In 1938 the leader of China, Mao Zedong, said “Political power grows out of the barrel of a gun.” It was not a mere statement of academic philosophy, but one that carried real life consequences. By conservative estimates, 65 million of his own countrymen died at his hand in the pursuit of a Marxist utopia.
The beliefs of these Communist Founding Fathers stand in stark contrast to those of the United States. In a letter to the Massachusetts Militia in 1798, President John Adams wrote that our Country remained “untainted with the Principles and manners, which are now producing desolation in so many parts of the World.” He warned that we must not give into the seductions that other nations had succumbed lest we “be the most miserable Habitation in the World.”
Why did Adams believe that the way we view the world determines our destiny? He answered it this way, “Because We have no Government armed with Power capable of contending with human Passions unbridled by morality and Religion. Avarice, Ambition, Revenge or Gallantry, would break the strongest Cords or our Constitution as a Whale goes through a Net. Our Constitution was made only for a moral and religious People. It is wholly inadequate to the government of any other.”[iii]
In an earlier letter to his wife, Adams said, “It is religion and morality alone which can establish the principles upon which freedom can securely stand. The only foundation of a free constitution is pure virtue.” [iv]
Here are a few other voices for consideration:
“Only a virtuous people are capable of freedom. As nations become corrupt and vicious, they have more need of masters.” – Benjamin Franklin [v]
“I also believe that without His [God’s] concurring aid we shall succeed in this political building no better, than the Builders of Babel: We shall be divided by our partial local interests; our projects will be confounded, and we ourselves shall become a reproach and bye word down to future ages.” – James Madison [vi]
“It is certainly true that a popular government cannot flourish without virtue in the people.” – Richard Henry Lee [vii]
“Of all the dispositions and habits which lead to political prosperity, Religion and morality are indispensable supports. In vain would that man claim the tribute of Patriotism, who should labour to subvert these great Pillars of human happiness, these firmest props of the duties of Men and citizens.” – George Washington [viii]

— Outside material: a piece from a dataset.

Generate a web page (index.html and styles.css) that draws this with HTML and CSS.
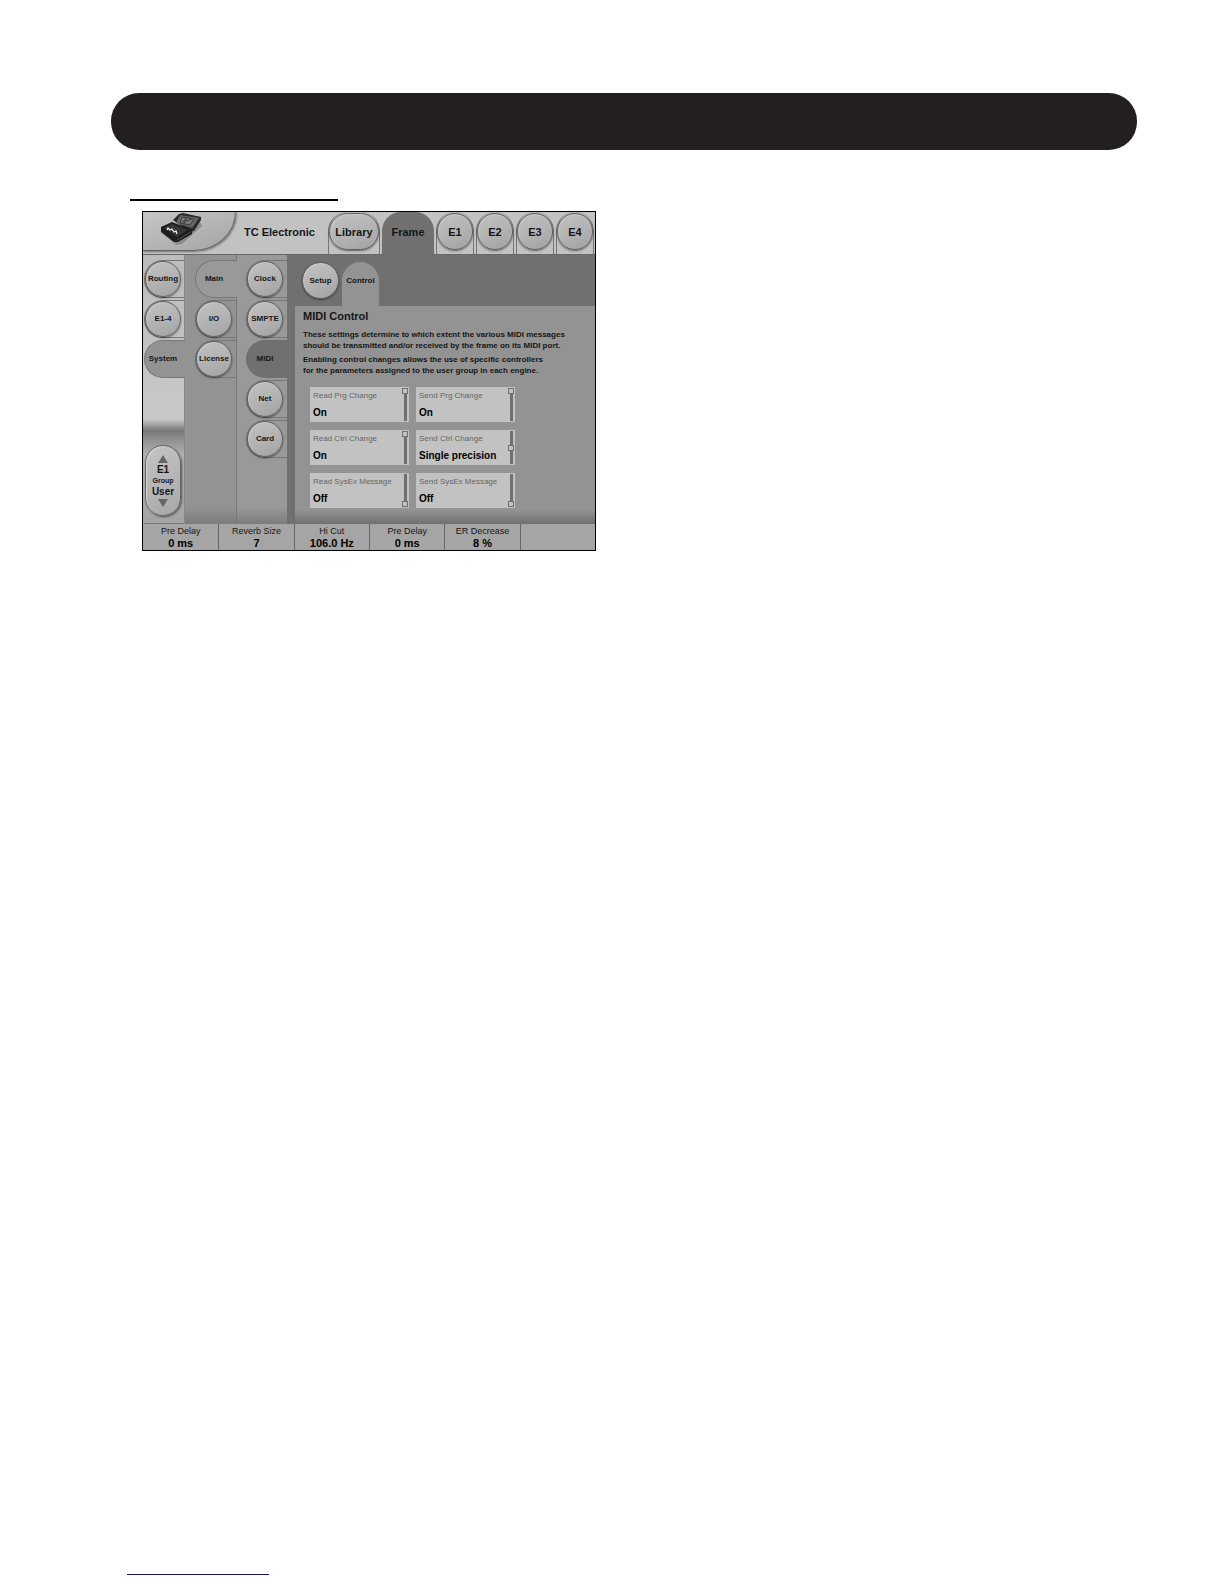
FILE: index.html
```
<!DOCTYPE html>
<html lang="en">
<head>
  <meta charset="UTF-8" />
  <meta name="viewport" content="width=device-width, initial-scale=1.0"/>
  <title>MIDI Control</title>
  <link rel="stylesheet" href="styles.css">
</head>
<body>
  <header class="banner"></header>

  <main class="page">
    <hr class="section-rule">

    <div class="device">
      <!-- Top bar -->
      <nav class="topbar">
        <div class="logo">
          <svg width="46" height="36" viewBox="0 0 46 36" aria-hidden="true">
            <path d="M1 20 L16 33 L22 32 L42 14 L40 10 L18 28 Z" fill="#666" opacity=".5"/>
            <path d="M13 8 L19 2 L23 1 L41 5 L41 8 L34 19 L30 20 Z" fill="#2a2a2a"/>
            <path d="M20 3 L39 6 L32 16 L16 11 Z" fill="#666"/>
            <path d="M22 5 L34 7 L30 13 L20 11 Z M26 5 L24 12 M32 7 L22 10" stroke="#3c3c3c" stroke-width="1" fill="#7a7a7a"/>
            <path d="M1 15 L12 10 L32 18 L32 22 L18 30 L14 30 L1 20 Z" fill="#1d1d1d"/>
            <path d="M4 16 L12 12 L28 18 L17 25 Z" fill="#353535"/>
            <path d="M7 18 L8 16 L10 18 L12 17 L14 20 L16 19 L17 22" stroke="#e8e8e8" stroke-width="1.3" fill="none"/>
            <path d="M17 28 L31 20" stroke="#555" stroke-width="1"/>
          </svg>
        </div>
        <h1 class="brand">TC Electronic</h1>
        <ul class="tabs">
          <li class="wide"><button class="knob">Library</button></li>
          <li class="wide active"><button>Frame</button></li>
          <li><button class="knob">E1</button></li>
          <li><button class="knob">E2</button></li>
          <li><button class="knob">E3</button></li>
          <li><button class="knob">E4</button></li>
        </ul>
      </nav>

      <div class="workspace">
        <div class="rail rail-first">
          <ul>
            <li><button class="knob">Routing</button></li>
            <li><button class="knob">E1-4</button></li>
            <li class="active"><button>System</button></li>
          </ul>
          <div class="group">
            <div class="group-pill">
              <button aria-label="Previous group"><svg width="10" height="8" viewBox="0 0 10 8"><path d="M5 0 L10 8 L0 8 Z" fill="#666"/></svg></button>
              <strong>E1</strong>
              <span>Group</span>
              <strong>User</strong>
              <button aria-label="Next group"><svg width="10" height="8" viewBox="0 0 10 8"><path d="M0 0 L10 0 L5 8 Z" fill="#666"/></svg></button>
            </div>
          </div>
        </div>

        <div class="rail rail-second">
          <ul>
            <li class="active"><button>Main</button></li>
            <li><button class="knob">I/O</button></li>
            <li><button class="knob">License</button></li>
          </ul>
        </div>

        <div class="rail rail-third">
          <ul>
            <li><button class="knob">Clock</button></li>
            <li><button class="knob">SMPTE</button></li>
            <li class="active"><button>MIDI</button></li>
            <li><button class="knob">Net</button></li>
            <li><button class="knob">Card</button></li>
          </ul>
        </div>

        <section class="panel">
          <div class="subtabs">
            <button class="knob">Setup</button>
            <button class="current">Control</button>
          </div>
          <div class="content">
            <h2>MIDI Control</h2>
            <p>These settings determine to which extent the various MIDI messages<br>should be transmitted and/or received by the frame on its MIDI port.</p>
            <p>Enabling control changes allows the use of specific controllers<br>for the parameters assigned to the user group in each engine.</p>

            <div class="params">
              <button class="param"><span>Read Prg Change</span><b>On</b><i class="slider"></i></button>
              <button class="param"><span>Send Prg Change</span><b>On</b><i class="slider"></i></button>
              <button class="param"><span>Read Ctrl Change</span><b>On</b><i class="slider"></i></button>
              <button class="param"><span>Send Ctrl Change</span><b>Single precision</b><i class="slider mid"></i></button>
              <button class="param"><span>Read SysEx Message</span><b>Off</b><i class="slider low"></i></button>
              <button class="param"><span>Send SysEx Message</span><b>Off</b><i class="slider low"></i></button>
            </div>
          </div>
        </section>
      </div>

      <!-- Fader assignments -->
      <dl class="faders">
        <div><dt>Pre Delay</dt><dd>0 ms</dd></div>
        <div><dt>Reverb Size</dt><dd>7</dd></div>
        <div><dt>Hi Cut</dt><dd>106.0 Hz</dd></div>
        <div><dt>Pre Delay</dt><dd>0 ms</dd></div>
        <div><dt>ER Decrease</dt><dd>8 %</dd></div>
        <div></div>
      </dl>
    </div>
  </main>

  <footer class="footer">
    <hr class="footer-rule">
  </footer>
</body>
</html>
```
FILE: styles.css
```
:root {
  --ink: #161616;
  --line: #686868;
  --light: #c2c2c2;
  --mid: #939393;
  --dark: #707070;
}
* {
  box-sizing: border-box;
  margin: 0;
  padding: 0;
}
body {
  display: flex;
  flex-direction: column;
  min-height: 100vh;
  background: #fff;
  color: var(--ink);
  font-family: "Liberation Sans", Arial, sans-serif;
}
ul {
  list-style: none;
}
button {
  background: none;
  border: none;
  color: inherit;
  font: bold 8px/10px "Liberation Sans", Arial, sans-serif;
  cursor: pointer;
}
svg {
  display: block;
}

.banner {
  height: 57px;
  margin: 93px 87px 0 111px;
  border-radius: 28px;
  background: #231f20;
}

.page {
  padding: 49px 87px 0 130px;
}

.section-rule {
  max-width: 208px;
  border: none;
  border-top: 2px solid #000;
}

.device {
  max-width: 454px;
  margin: 10px 0 0 12px;
  border: 1px solid #000;
  background: var(--mid);
}

.knob {
  width: 37px;
  height: 37px;
  border: 1px solid #606060;
  border-radius: 19px;
  background: linear-gradient(160deg, #c2c2c2, #b2b2b2 55%, #a2a2a2);
  box-shadow: 0 1px 2px rgba(0, 0, 0, 0.5), inset 1px 1px 1px #cacaca;
  white-space: nowrap;
}

/* Top bar */
.topbar {
  display: flex;
  height: 43px;
  background: var(--light);
  border-bottom: 1px solid var(--line);
}

.logo {
  width: 93px;
  height: 39px;
  padding-left: 17px;
  border: solid #666;
  border-width: 0 1px 1px 0;
  border-bottom-right-radius: 42px 39px;
  background: linear-gradient(160deg, #c6c6c6, #a4a4a4);
  box-shadow: 1px 1px 2px rgba(0, 0, 0, 0.4);
}

.brand {
  flex: 1;
  padding-left: 8px;
  font-size: 11px;
  line-height: 40px;
  white-space: nowrap;
}

.tabs {
  display: flex;
  gap: 2px;
  padding-right: 1px;
}

.tabs li {
  width: 38px;
  height: 42px;
  padding-top: 1px;
  border: solid #777;
  border-width: 0 1px;
  border-radius: 19px 19px 0 0;
}

.tabs li.wide {
  width: 52px;
}

.tabs button {
  width: 36px;
  height: 37px;
  font-size: 11px;
}

.tabs .wide button {
  width: 50px;
}

.tabs li.active {
  height: 43px;
  border-color: var(--dark);
  background: var(--dark);
}

/* Workspace */
.workspace {
  display: flex;
  min-height: 269px;
}

.rail {
  padding-top: 5px;
}

.rail li {
  height: 38px;
  margin-bottom: 2px;
  border: 1px solid #777;
  border-right: none;
  border-radius: 19px 0 0 19px;
}

.rail li button {
  width: 36px;
  height: 36px;
}

.rail-first {
  display: flex;
  flex-direction: column;
  justify-content: space-between;
  width: 42px;
  padding-left: 1px;
  border-right: 1px solid #888;
  background: linear-gradient(#bcbcbc, #c8c8c8 164px, #777 176px, #8a8a8a 182px, #b0b0b0 200px, #a4a4a4);
}

.rail-first .active {
  margin-right: -1px;
  background: var(--mid);
}

.rail-second {
  width: 52px;
  padding-left: 10px;
  border-right: 1px solid #777;
  background: linear-gradient(var(--mid) 252px, #7c7c7c);
}

.rail-second .active {
  margin-right: -1px;
  background: #999;
}

.rail-third {
  width: 50px;
  padding-left: 9px;
  background: linear-gradient(#999 252px, #7c7c7c);
}

.rail-third .active {
  border-color: var(--dark);
  background: var(--dark);
}

.group {
  padding: 0 3px 7px 1px;
  border-bottom: 1px solid #777;
}

.group-pill {
  display: flex;
  flex-direction: column;
  align-items: center;
  justify-content: center;
  height: 71px;
  border: 1px solid #666;
  border-radius: 18px;
  background: linear-gradient(150deg, #c4c4c4, #a8a8a8);
  box-shadow: 1px 1px 2px rgba(0, 0, 0, 0.5), inset 1px 1px 1px #d4d4d4;
}

.group-pill button {
  height: 8px;
  line-height: 0;
}

.group-pill strong {
  font-size: 10px;
  line-height: 14px;
}

.group-pill span {
  font-size: 7px;
  font-weight: bold;
  line-height: 8px;
}

/* Panel */
.panel {
  display: flex;
  flex: 1;
  flex-direction: column;
  padding-left: 8px;
  background: var(--dark);
}

.subtabs {
  display: flex;
  gap: 3px;
  padding: 7px 0 0 7px;
}

.subtabs .current {
  width: 37px;
  height: 44px;
  padding-bottom: 7px;
  border-radius: 19px 19px 0 0;
  background: var(--mid);
}

.content {
  flex: 1;
  padding: 0 8px;
  background: linear-gradient(var(--mid) 204px, #707070);
}

.content h2 {
  margin-bottom: 6px;
  padding-top: 3px;
  font-size: 11px;
  line-height: 14px;
}

.content p {
  margin-bottom: 3px;
  font-size: 8px;
  font-weight: bold;
  line-height: 11px;
  white-space: nowrap;
}

.params {
  display: grid;
  grid-template-columns: 99px 99px;
  gap: 8px 7px;
  padding: 8px 0 0 7px;
}

.param {
  display: grid;
  grid-template: 17px 18px / 1fr 6px;
  align-items: center;
  padding: 0 1px 0 3px;
  background: var(--light);
  text-align: left;
  white-space: nowrap;
}

.param span {
  color: #666;
  font-weight: normal;
}

.param b {
  color: #000;
  font-size: 10px;
}

.slider {
  display: flex;
  grid-area: 1 / 2 / 3 / 3;
  flex-direction: column;
  height: 33px;
  background: linear-gradient(90deg, transparent 2px, var(--dark) 2px, var(--dark) 5px, transparent 5px);
}

/* Slider handle */
.slider::before {
  content: "";
  height: 4px;
  border: 1px solid var(--dark);
  background: var(--light);
}

.slider.mid {
  justify-content: center;
}

.slider.low {
  justify-content: flex-end;
}

/* Faders */
.faders {
  display: grid;
  grid-template-columns: repeat(6, 1fr);
  min-height: 26px;
  background: #a5a5a5;
  text-align: center;
}

.faders div + div {
  border-left: 1px solid #666;
}

.faders dt {
  padding-top: 1px;
  font-size: 9px;
  line-height: 12px;
}

.faders dd {
  color: #000;
  font-size: 11px;
  font-weight: bold;
  line-height: 13px;
}

.footer {
  margin-top: auto;
  padding: 0 87px 9px 127px;
}

.footer-rule {
  max-width: 142px;
  border: none;
  border-top: 1px solid #1b1464;
}
```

Richard Weaver’s proposal that “Ideas Have Consequences” is obvious to most thinking people. Where most people fall short is in the hard work that it takes to think through ideas to arrive at their logical conclusion BEFORE implementing them.
Neither Mao, Lenin, Stalin, nor any of the other dictators and mass-murderers of the past few centuries were any less certain that their ideas were right than any would-be social engineers of today. Just a few short years ago many were touting the virtues of socialist Venezuela. Today, many of its citizens are starving with inflation at over 18,000 % and a loaf of bread costing more than a month’s wages.
Leaving our fate in the hands of man and his ideas, has simply never worked out well. As John Stonestreet likes to add to Richard Weaver, “Bad ideas have victims.” By returning to God and HIS moral compass, we can circumnavigate the reoccurrence of the disastrous results of failed humanist ideology in the past two centuries.
Shalom!
[i] http://www.marxists.org/archive/marx/works/1859/letters/59_12_11.htm
[ii] J. V. Stalin: “The Provisional Revolutionary Government and Social-Democracy” – August 15, 1905
[iii] https://founders.archives.gov/documents/Adams/99-02-02-3102
[iv] John Adams, The Works of John Adams, Second President of the United States, Charles Francis Adams, editor (Boston: Little, Brown, 1854), Vol. IX, p. 401, to Abagail Adams on June 21, 1776.
[v] Source: Benjamin Franklin, The Writings of Benjamin Franklin, Jared Sparks, editor (Boston: Tappan, Whittemore and Mason, 1840), Vol. X, p. 297, April 17, 1787. )
[vi] James Madison, The Records of the Federal Convention of 1787, Max Farrand, editor (New Haven: Yale University
Press, 1911), Vol. I, pp. 450-452, June 28, 1787
[vii] Richard Henry Lee, The Letters of
Richard Henry Lee, James Curtis Ballagh, editor (New York: The MacMillan Company, 1914), Vol. II, p. 411. In a letter to Colonel Mortin Pickett on March 5, 1786.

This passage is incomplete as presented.